The North London Coroner's Court is a municipal building located at 29 Wood Street, Chipping Barnet, London. The building, which served as Barnet Town Hall, is a Grade II listed building.

==History==
In the early 20th century Barnet Urban District Council was based at council offices at No. 40 High Street in Chipping Barnet. After the existing council offices were deemed inadequate for their needs (the building was a narrow terraced building in a row of commercial properties), civic leaders decided to procure purpose-built council offices: the site selected had previously been occupied by the Old Barnet Brewery Company for which liquidation proceedings started in 1909 and were completed in 1912.

The new building, which was designed by William Bartlett Chancellor in the English Baroque style, was completed in 1915. The design involved a symmetrical main frontage with five bays facing onto Wood Street; the central section featured a doorway with a stone surround flanked by Ionic order columns and an arched pediment bearing the town's coat of arms above; there was a window with projecting flagpole on the first floor and semi-circular pediment bearing an oculus above; a turret was erected on the roof.
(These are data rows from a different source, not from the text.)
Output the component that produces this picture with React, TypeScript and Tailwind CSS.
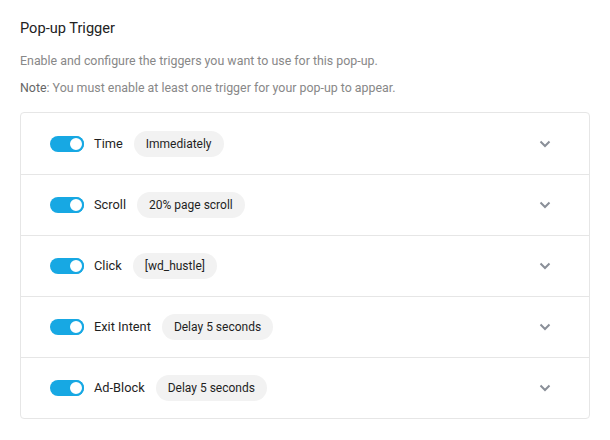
const TRIGGERS = [
  { label: 'Time', value: 'Immediately' },
  { label: 'Scroll', value: '20% page scroll' },
  { label: 'Click', value: '[wd_hustle]' },
  { label: 'Exit Intent', value: 'Delay 5 seconds' },
  { label: 'Ad-Block', value: 'Delay 5 seconds' },
];

function Toggle() {
  return (
    <span className="relative inline-flex h-4 w-[34px] flex-none items-center rounded-full bg-[#17a8e3]">
      <span className="absolute right-0 top-0 size-4 rounded-full border-2 border-[#17a8e3] bg-white" />
    </span>
  );
}

function Chevron() {
  return (
    <svg width="12" height="8" viewBox="0 0 12 8" fill="none" className="text-[#8a8f98]">
      <path d="M1.5 1.5 6 6l4.5-4.5" stroke="currentColor" strokeWidth="2" />
    </svg>
  );
}

export default function App() {
  return (
    <div className="min-h-[440px] w-[610px] bg-white px-5 pt-[18px] font-['Roboto',sans-serif]">
      <h2 className="text-[14.6px] font-normal leading-5 text-[#222]">Pop-up Trigger</h2>
      <p className="mt-[14px] text-[12.4px] leading-[18px] text-[#888]">
        Enable and configure the triggers you want to use for this pop-up.
      </p>
      <p className="mt-[9px] text-[12.4px] leading-[18px] text-[#888]">
        <span className="text-[#666]">Note</span>: You must enable at least one trigger for your pop-up to appear.
      </p>

      <div className="mt-[15px] overflow-hidden rounded-[4px] border border-[#e6e6e6]">
        {TRIGGERS.map((t, i) => (
          <div
            key={t.label}
            className={`flex h-[61px] items-center pl-[29px] pr-[38px] ${i > 0 ? 'border-t border-[#e6e6e6]' : ''}`}
          >
            <Toggle />
            <span className="ml-[10px] text-[12.8px] text-[#1f1f1f]">{t.label}</span>
            <span className="ml-[11px] rounded-full bg-[#f2f2f2] px-3 py-[5px] text-[12px] leading-4 text-[#1f1f1f]">
              {t.value}
            </span>
            <span className="ml-auto">
              <Chevron />
            </span>
          </div>
        ))}
      </div>
    </div>
  );
}
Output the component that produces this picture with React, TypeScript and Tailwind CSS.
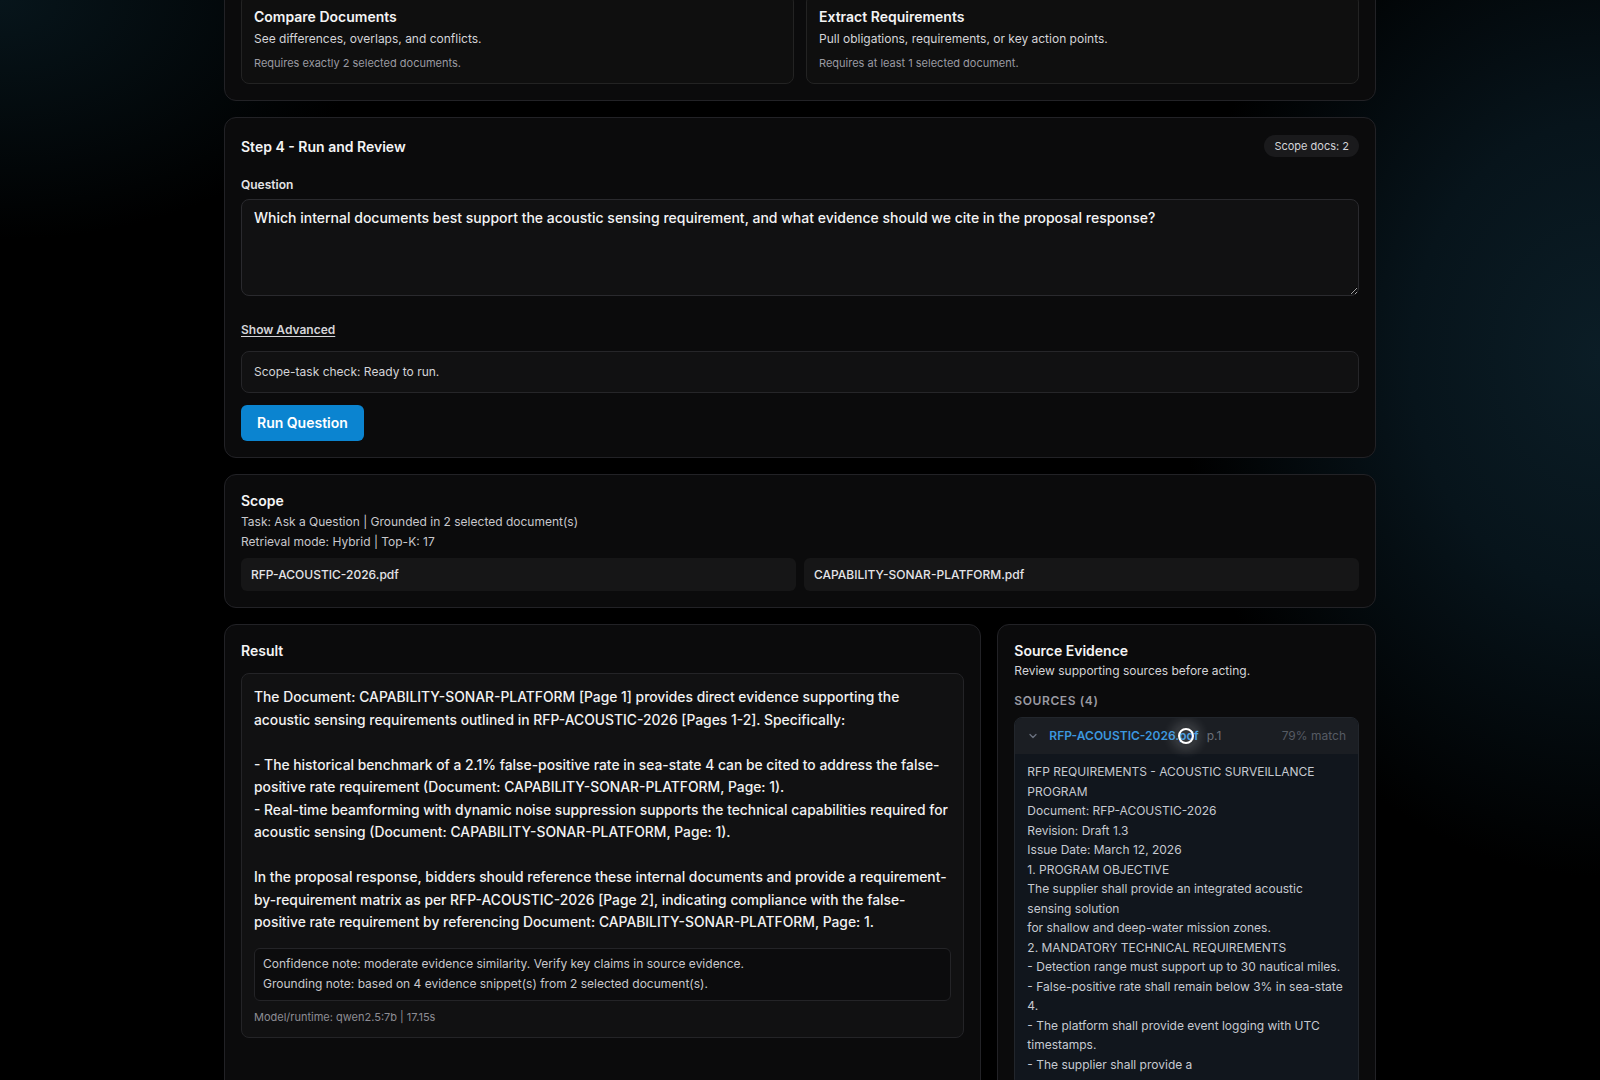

The building was subsequently extended at the rear.

The building continued to be the headquarters of Barnet Urban District Council for much of the 20th century but ceased to be the local seat of government when the London Borough of Barnet was formed in 1965. The building was then used for a variety of purposes including as a location for the television drama series Midsomer Murders broadcast in June 2002. It also served as the home of the Barnet register office until it moved to Burnt Oak in Edgware in around 2008.

After a major programme of refurbishment works costing £275,000, the north London Coroner' Court, which had previously been based at Myddelton Road in Hornsey, moved into the building in October 2009.

==The court==
The court covers the London boroughs of Barnet, Brent, Enfield, Haringey and Harrow. Notable cases included a hearing in May 2015, when the coroner, Andrew Walker, ruled that the death of Jeremiah Duggan, who had been attending a "youth cadre school" organised by the LaRouche movement was not suicide, and a hearing in September 2015, when relatives of Anni Dewani appeared at the court to request that an inquest be heard in England into her death in South Africa.